_Brief_: Give a verbatim copy of the lines below, minus the pictures.

________________________________________

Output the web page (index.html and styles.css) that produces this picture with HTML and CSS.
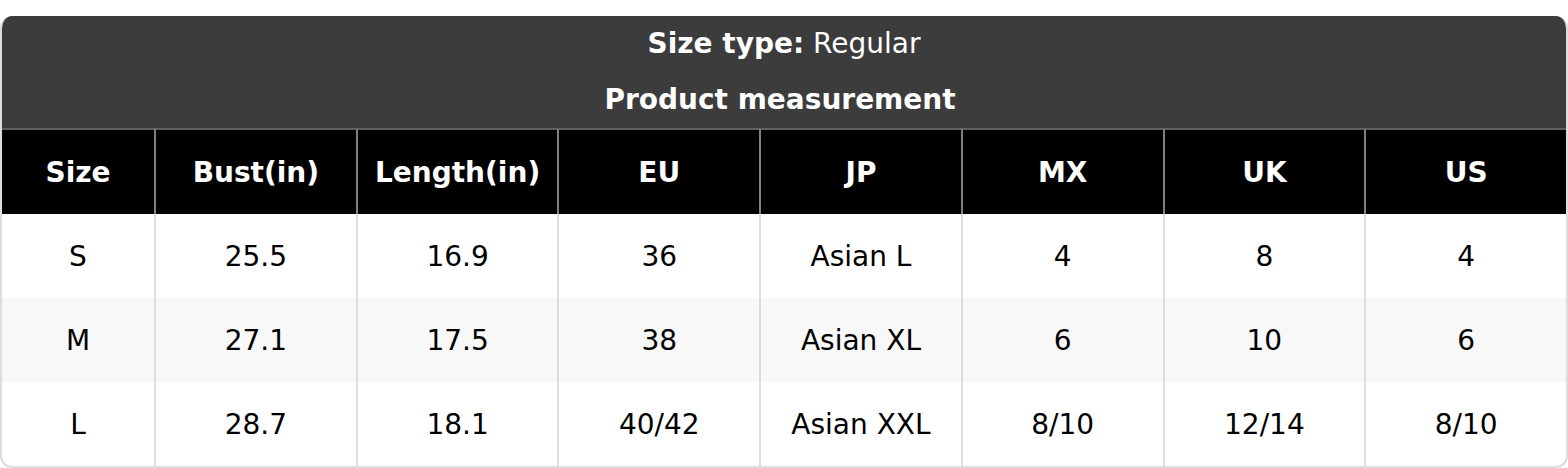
FILE: index.html
```html
<!DOCTYPE html>
<html>
<head>
<meta charset="utf-8">
<link rel="stylesheet" href="styles.css">
</head>
<body>
<div class="chart">
  <div class="caption">
    <div class="caption-line"><b>Size type:</b> Regular</div>
    <div class="caption-line second"><b>Product measurement</b></div>
  </div>
  <table class="sizes">
    <colgroup>
      <col class="c-size">
      <col><col><col><col><col><col><col>
    </colgroup>
    <thead>
      <tr><th>Size</th><th>Bust(in)</th><th>Length(in)</th><th>EU</th><th>JP</th><th>MX</th><th>UK</th><th>US</th></tr>
    </thead>
    <tbody>
      <tr><td>S</td><td>25.5</td><td>16.9</td><td>36</td><td>Asian L</td><td>4</td><td>8</td><td>4</td></tr>
      <tr class="alt"><td>M</td><td>27.1</td><td>17.5</td><td>38</td><td>Asian XL</td><td>6</td><td>10</td><td>6</td></tr>
      <tr><td>L</td><td>28.7</td><td>18.1</td><td>40/42</td><td>Asian XXL</td><td>8/10</td><td>12/14</td><td>8/10</td></tr>
    </tbody>
  </table>
</div>
</body>
</html>
```

FILE: styles.css
```css
html, body {
  margin: 0;
  padding: 0;
  background: #ffffff;
}
body {
  padding-top: 16px;
  font-family: "DejaVu Sans", Verdana, sans-serif;
  font-size: 28px;
  color: #000;
}
.chart {
  width: 1568px;
  box-sizing: border-box;
  border: 2px solid #dddddd;
  border-top: none;
  border-radius: 12px;
  overflow: hidden;
  background: #fff;
}
.caption {
  background: #3c3c3c;
  color: #ffffff;
  text-align: center;
  margin: 0 -2px;
}
.caption-line {
  height: 56px;
  line-height: 56px;
}
.caption-line.second {
  padding-right: 8px;
}
.caption-line b {
  font-weight: bold;
}
.sizes {
  width: 100%;
  border-collapse: separate;
  border-spacing: 0;
  table-layout: fixed;
}
.c-size {
  width: 152px;
}
.sizes th {
  background: #000;
  color: #fff;
  font-weight: bold;
  height: 84px;
  padding: 0;
  border-top: 2px solid #606060;
  border-left: 2px solid #808080;
  text-align: center;
  vertical-align: middle;
}
.sizes td {
  height: 84px;
  padding: 0;
  border-left: 2px solid #dddddd;
  text-align: center;
  vertical-align: middle;
}
.sizes th:first-child,
.sizes td:first-child {
  border-left: none;
}
.sizes tr.alt td {
  background: #f8f8f8;
}
```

________________________________________

_Written solution_:
Output the web page (index.html and styles.css) that produces this picture with HTML and CSS.
FILE: index.html
```html
<!DOCTYPE html>
<html>
<head>
<meta charset="utf-8">
<link rel="stylesheet" href="styles.css">
</head>
<body>
<div class="chart">
  <div class="caption">
    <div class="caption-line"><b>Size type:</b> Regular</div>
    <div class="caption-line second"><b>Product measurement</b></div>
  </div>
  <table class="sizes">
    <colgroup>
      <col class="c-size">
      <col><col><col><col><col><col><col>
    </colgroup>
    <thead>
      <tr><th>Size</th><th>Bust(in)</th><th>Length(in)</th><th>EU</th><th>JP</th><th>MX</th><th>UK</th><th>US</th></tr>
    </thead>
    <tbody>
      <tr><td>S</td><td>25.5</td><td>16.9</td><td>36</td><td>Asian L</td><td>4</td><td>8</td><td>4</td></tr>
      <tr class="alt"><td>M</td><td>27.1</td><td>17.5</td><td>38</td><td>Asian XL</td><td>6</td><td>10</td><td>6</td></tr>
      <tr><td>L</td><td>28.7</td><td>18.1</td><td>40/42</td><td>Asian XXL</td><td>8/10</td><td>12/14</td><td>8/10</td></tr>
    </tbody>
  </table>
</div>
</body>
</html>
```

FILE: styles.css
```css
html, body {
  margin: 0;
  padding: 0;
  background: #ffffff;
}
body {
  padding-top: 16px;
  font-family: "DejaVu Sans", Verdana, sans-serif;
  font-size: 28px;
  color: #000;
}
.chart {
  width: 1568px;
  box-sizing: border-box;
  border: 2px solid #dddddd;
  border-top: none;
  border-radius: 12px;
  overflow: hidden;
  background: #fff;
}
.caption {
  background: #3c3c3c;
  color: #ffffff;
  text-align: center;
  margin: 0 -2px;
}
.caption-line {
  height: 56px;
  line-height: 56px;
}
.caption-line.second {
  padding-right: 8px;
}
.caption-line b {
  font-weight: bold;
}
.sizes {
  width: 100%;
  border-collapse: separate;
  border-spacing: 0;
  table-layout: fixed;
}
.c-size {
  width: 152px;
}
.sizes th {
  background: #000;
  color: #fff;
  font-weight: bold;
  height: 84px;
  padding: 0;
  border-top: 2px solid #606060;
  border-left: 2px solid #808080;
  text-align: center;
  vertical-align: middle;
}
.sizes td {
  height: 84px;
  padding: 0;
  border-left: 2px solid #dddddd;
  text-align: center;
  vertical-align: middle;
}
.sizes th:first-child,
.sizes td:first-child {
  border-left: none;
}
.sizes tr.alt td {
  background: #f8f8f8;
}
```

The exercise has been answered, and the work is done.